Objectively obtained chromatic formulations for the entirety of color space for a given polymer provide objective, predictable, and reproducible results.

The ability to store and communicate such chromatic formulations for use anywhere in the world opens the possibilities of electronic commerce of color matching into new territories of reliability and versatility. For example, a single color matcher located in one location can perform a color match with a totally unexpected level of reproducibility and communicate that match to colleagues on five continents around the world, to serve a single global customer's local production needs in response to a global branding strategy.

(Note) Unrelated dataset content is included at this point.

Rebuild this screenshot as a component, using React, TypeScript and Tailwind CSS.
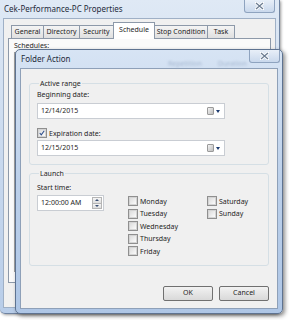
import React from "react";

const font = { fontFamily: '"Noto Sans", "Open Sans", sans-serif' };

function CloseBtn() {
  return (
    <div className="flex h-[13px] w-[31px] items-center justify-center rounded-b-[3px] border border-t-0 border-[#8ea3bf] bg-gradient-to-b from-[#e8eff8] to-[#c9d8ec]">
      <svg width="9" height="8" viewBox="0 0 9 8">
        <path d="M1 1 L8 7 M8 1 L1 7" stroke="#ffffff" strokeWidth="3" strokeLinecap="square" />
        <path d="M1 1 L8 7 M8 1 L1 7" stroke="#6d7d92" strokeWidth="1.3" />
      </svg>
    </div>
  );
}

function CheckBox({ checked = false }: { checked?: boolean }) {
  return (
    <div className="flex h-[10px] w-[10px] items-center justify-center border border-[#8f8f8f] bg-white">
      <div className="flex h-[8px] w-[8px] items-center justify-center border border-[#d4d4d4] bg-gradient-to-br from-[#dcdcdc] to-[#fbfbfb]">
        {checked && (
          <svg width="8" height="8" viewBox="0 0 8 8">
            <path d="M1 4 L3 6.5 L7 1" stroke="#2b4c8c" strokeWidth="1.4" fill="none" />
          </svg>
        )}
      </div>
    </div>
  );
}

function DateBox({ value }: { value: string }) {
  return (
    <div className="flex h-[16px] w-[188px] items-center justify-between border border-[#c9cdd3] bg-white pl-[3px] pr-[4px]">
      <span className="text-[7px] text-[#1e1e1e]">{value}</span>
      <div className="flex items-center gap-[2px]">
        <div className="h-[8px] w-[7px] rounded-[1px] border border-[#9a9a9a] bg-gradient-to-br from-[#f4f4f4] to-[#bdbdbd]" />
        <svg width="4" height="3" viewBox="0 0 4 3">
          <path d="M0 0 H4 L2 3 Z" fill="#1d3c70" />
        </svg>
      </div>
    </div>
  );
}

function Day({ label }: { label: string }) {
  return (
    <div className="flex h-[12.5px] items-center gap-[2px]">
      <CheckBox />
      <span className="text-[7px] leading-none text-[#1e1e1e]">{label}</span>
    </div>
  );
}

const tabCls =
  "flex h-[13px] items-center justify-center whitespace-nowrap border border-b-0 border-[#8d99a9] bg-gradient-to-b from-[#f4f4f4] to-[#e0e0e0]";

export default function App() {
  return (
    <div className="relative h-[320px] w-[289px] overflow-hidden bg-white" style={font}>
      {/* Back window */}
      <div className="absolute left-0 top-0 flex h-[314px] w-[280px] flex-col rounded-b-[5px] border-r border-b border-[#6f83a0] bg-gradient-to-b from-[#dfe9f5] via-[#c9d9ee] to-[#b8cde9] shadow-[1px_1px_3px_rgba(0,0,0,0.4)]">
        <div className="flex h-[18px] items-center justify-between pl-[4px] pr-[4px]">
          <span className="text-[8px] text-[#1e2a3a]">Cek-Performance-PC Properties</span>
          <div className="self-start">
            <CloseBtn />
          </div>
        </div>
        <div className="mx-[3px] mb-[5px] flex-1 border border-[#9fb0c6] bg-[#f0f0f0] pt-[3px]">
          {/* tabs */}
          <div className="ml-[7px] flex items-end text-[7px] text-[#1e1e1e]">
            <div className={`${tabCls} w-[33px]`}>General</div>
            <div className={`${tabCls} ml-[-1px] w-[37px]`}>Directory</div>
            <div className={`${tabCls} ml-[-1px] w-[35px]`}>Security</div>
            <div className="relative z-10 ml-[-1px] mb-[-1px] flex h-[17px] w-[42px] items-start justify-center border border-b-0 border-[#8d99a9] bg-white pt-[2px]">Schedule</div>
            <div className={`${tabCls} ml-[-1px] w-[54px]`}>Stop Condition</div>
            <div className={`${tabCls} ml-[-1px] w-[28px]`}>Task</div>
          </div>
          <div className="ml-[4px] mr-[4px] h-[245px] border border-[#8d99a9] bg-[#fafafa] pl-[5px] pt-[2px]">
            <div className="text-[7px] leading-[9px] text-[#1e1e1e]">Schedules:</div>
            <div className="mt-[2px] h-[220px] w-[250px] border border-[#a0a0a0] bg-white" />
          </div>
        </div>
      </div>

      {/* Front window */}
      <div className="absolute left-[15px] top-[49px] flex h-[265px] w-[268px] flex-col rounded-t-[5px] rounded-b-[5px] border border-[#5e7391] bg-gradient-to-b from-[#d7e4f4] via-[#bcd0ea] to-[#aec6e6] shadow-[2px_2px_4px_rgba(0,0,0,0.45)]">
        <div className="relative flex h-[18px] items-center justify-between pl-[5px] pr-[2px]">
          <span className="text-[8px] text-[#1e2a3a]">Folder Action</span>
          <div className="absolute left-[152px] top-[9px] flex gap-[16px] text-[7px] text-[#a6b8d0] blur-[1.2px]">
            <span>Repetition</span>
            <span>Duration</span>
          </div>
          <div className="self-start">
            <CloseBtn />
          </div>
        </div>
        <div className="mx-[4px] mb-[4px] flex flex-1 flex-col border border-[#8ea0b8] bg-[#f0f0f0] px-[8px] pt-[9px] text-[#1e1e1e]">
          {/* Active range */}
          <fieldset className="rounded-[3px] border border-[#d5dfe5] px-[7px] pb-[8px]">
            <legend className="ml-[2px] px-[1px] text-[7px] leading-[11px]">Active range</legend>
            <div className="text-[7px] leading-[11px]">Beginning date:</div>
            <div className="mt-[3px]">
              <DateBox value="12/14/2015" />
            </div>
            <div className="mt-[9px] flex items-center gap-[2px]">
              <CheckBox checked />
              <span className="text-[7px] leading-none">Expiration date:</span>
            </div>
            <div className="mt-[2px]">
              <DateBox value="12/15/2015" />
            </div>
          </fieldset>

          {/* Launch */}
          <fieldset className="mt-[3px] h-[98px] rounded-[3px] border border-[#d5dfe5] px-[7px] pt-[3px]">
            <legend className="ml-[2px] px-[1px] text-[7px] leading-[11px]">Launch</legend>
            <div className="flex">
              <div className="flex w-[91px] flex-col">
                <div className="text-[7px] leading-[11px]">Start time:</div>
                <div className="mt-[2px] flex h-[16px] w-[67px] items-center justify-between border border-[#c9cdd3] bg-white pl-[3px] pr-[1px]">
                  <span className="text-[7px]">12:00:00 AM</span>
                  <div className="flex h-[12px] w-[10px] flex-col border border-[#b5b5b5]">
                    <div className="flex flex-1 items-center justify-center bg-gradient-to-b from-[#f6f6f6] to-[#dedede]">
                      <svg width="4" height="2" viewBox="0 0 4 2"><path d="M0 2 H4 L2 0 Z" fill="#3a4f72" /></svg>
                    </div>
                    <div className="flex flex-1 items-center justify-center border-t border-[#b5b5b5] bg-gradient-to-b from-[#f6f6f6] to-[#dedede]">
                      <svg width="4" height="2" viewBox="0 0 4 2"><path d="M0 0 H4 L2 2 Z" fill="#3a4f72" /></svg>
                    </div>
                  </div>
                </div>
              </div>
              <div className="mt-[13px] flex w-[79px] flex-col">
                <Day label="Monday" />
                <Day label="Tuesday" />
                <Day label="Wednesday" />
                <Day label="Thursday" />
                <Day label="Friday" />
              </div>
              <div className="mt-[13px] flex flex-col">
                <Day label="Saturday" />
                <Day label="Sunday" />
              </div>
            </div>
          </fieldset>

          {/* Buttons */}
          <div className="mt-[20px] flex justify-end gap-[6px] text-[7px]">
            <button className="flex h-[15px] w-[50px] items-center justify-center rounded-[2px] border border-[#707070] bg-gradient-to-b from-[#f2f2f2] to-[#d9d9d9]">OK</button>
            <button className="flex h-[15px] w-[50px] items-center justify-center rounded-[2px] border border-[#707070] bg-gradient-to-b from-[#f2f2f2] to-[#d9d9d9]">Cancel</button>
          </div>
        </div>
      </div>
    </div>
  );
}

Industries served by the present invention include apparel, automotive, colorants, cosmetics, food, inks, packaging, paints, plastics, textiles, and many others.

The invention is not limited to the above embodiments. The claims follow.

Claims

1. A method of mapping color space with chromatic formulations, comprising the steps of:

(a) selecting a limited number of chromatics for use with a bulk material using selection criteria;

(b) formulating the selected chromatics with white or black in the bulk material to generate a plurality of chromatic formulations, wherein such plurality of chromatic formulations populate a desirable volume of color space; and

(c) computing additional chromatic formulations using algorithms reflecting the contributions of chromatics, white, and black to color, and incremental substitutions thereof.

2. The method of claim 1, wherein the algorithms comprise:

(i) predictions based on variation of black with white;

(ii) predictions based on variation of two different chromatics with white;

(iii) predictions based on variation of both black and chromatic with white; and

(iv) predictions based on variation of two different chromatics with white.

3. The method of claim 2, optionally including

(d) generating a database of chromatic formulations containing chromatic formulations for generated nodes, chromatic formulations for computed nodes, or both.

4. The method of claim 3, optionally including

(e) matching spectral data curves from an actual or virtual object with one or more of the chromatic formulations stored in the database.

5. The method of claim 4, optionally including

(f) communicating the results of spectral data curve matching to a person seeking to match color for the actual or virtual object, wherein the results comprises one or more choices.

6. The method of claim 5, optionally including

(g) receiving an instruction by a person to whom the results were communicated in step (f) as to which choice of color match, if any, is selected.

7. The method of claim 6, optionally including

(h) ordering the chromatic formulation correlated to the color match selected in step (g) to be prepared for use with a bulk material.

8. The method of claim 7, optionally including

(i) mixing the selected chromatic formulation with another material compatible with the bulk material for use with the bulk material to provide color for the bulk material.

9. A chromatic formulation computed according to the method of claim 1.

10. A method of predicting chromatic formulations in color space for a bulk material, comprising the steps of:

(1) selecting chromatic formulations via empirical evidence to create generated nodes in color space, and

(2) applying algorithms derived from such generated nodes to create computed nodes of chromatic formulations in color space, wherein the algorithms comprise: (i) predictions based on variation of black with white; (ii) predictions based on variation of two different chromatics with white; (iii) predictions based on variation of both black and chromatic with white; and (iv) predictions based on variation of two different chromatics with white.

11. The method of claim 10, wherein the predictions of step (2) result in actual chromatic formulations with virtual color space spectral data curves.

12. A computed node of a chromatic formulation in color space made according to the method of claim 10.